Of course, the main appeal for many will be the game’s central hook: fighting and collecting famous Final Fantasy monsters. There are just over 200 Mirages in total, most of which will be familiar to anyone who’s ever played a Final Fantasy game – chocobos, moogles, tonberries, and so on. That said, nostalgia isn’t the only thing at play; there are quite a few original monsters as well, and you don’t need to be a fan to appreciate just how cute they are. There are also some fun, creative new takes on old Final Fantasy staples (“Mecha Chocobo” and “Suprultimate Weapon” are every but as silly as they sound), and some neat little Easter eggs for the diehard fans.

The hilarious descriptions found in the Mirage Manual are a particular highlight. There are plenty of nods to older Final Fantasy games and pop culture – and not just “remember this thing?” references, but actual jokes! Some have comical  observations of Final Fantasy series or RPGs in general, fun wordplay, or just sheer absurdity. Here’s Valefor’s: “Yuna’s ‘Faythful’ friend and companion, so to speak. She soars through the air, wild and free. Raise your hand if you’re feeling a wave of nostalgia right now! Hey, uh, speaking of nostalgia… did you know FINAL FANTASY X has been remastered in high-def?”

The combination of sentimentality, cuteness, and collectibility was always going to make the journey to complete your Mirage Manual an exciting one, but World of Final Fantasy goes one further by making the actual process of catching them interesting. You trap Mirages in “prismariums”, but you can’t do this until you trigger a “prismtunity”; how exactly to do that varies from monster to monster. For some, it’s a simple case of reducing their HP, a la Pokemon, but others will need you to hit them with a specific elemental attack or status ailment, land a counter-attack, or even heal them. This could potentially be a trial-and-error nightmare, but you can usually find out what you need to do by casting Libra, letting you focus on trying to create the prismtunity.

Some Mirages can’t be caught at all, and can only be obtained through “Transfiguring”, which is a bit like Pokemon’s evolutions except that they’re not permanent; you can switch back and forth at any save point.

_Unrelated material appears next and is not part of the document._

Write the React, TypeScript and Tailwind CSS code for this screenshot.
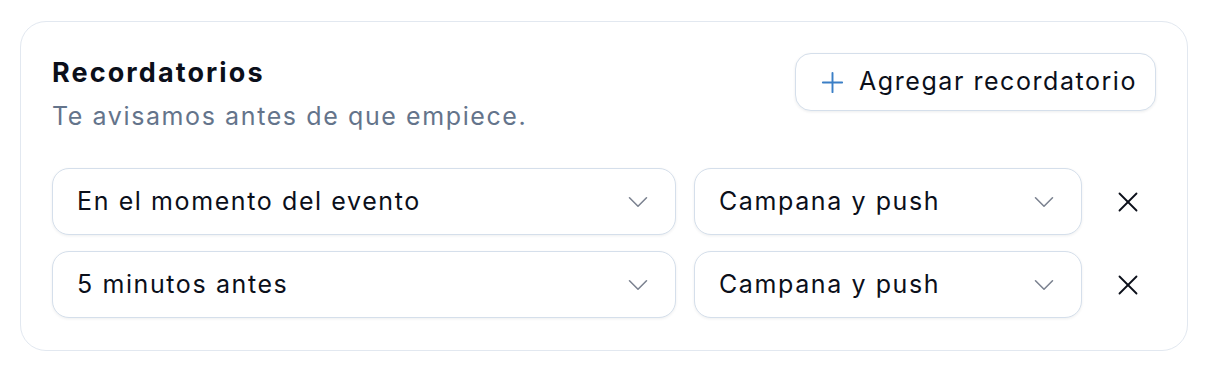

This is important, because with World of Final Fantasy’s clever battle system, you can’t just load your party full of your strongest, fully-transfigured Mirages. Every Mirage is designated a size, and though you can bring up to six characters into a fight, they need to be arranged into two stacks – a large monster on the bottom, medium in the middle, and small on top. The cumulative stats of each stack are obviously a point of consideration, but so too is the composition of their ability sets and any powerful stack abilities that you might be able to unlock with the right pairings.

If you want to dive into it, there’s plenty of depth when it comes to customising and perfecting your party. That’s one of the reasons why, as much as World of Final Fantasy is a game aimed at Final Fantasy fans, it has enough to appeal to people who’ve never played the series before as well. You could strip away all the Final Fantasy-ness, and you’d still be left with a captivating monster-collecting game with an intriguing story, deep RPG and collecting mechanics, and a robust battle system. This game is a wonderful celebration of all things Final Fantasy that won’t just entice old fans, but will also create a whole generation of new ones as well.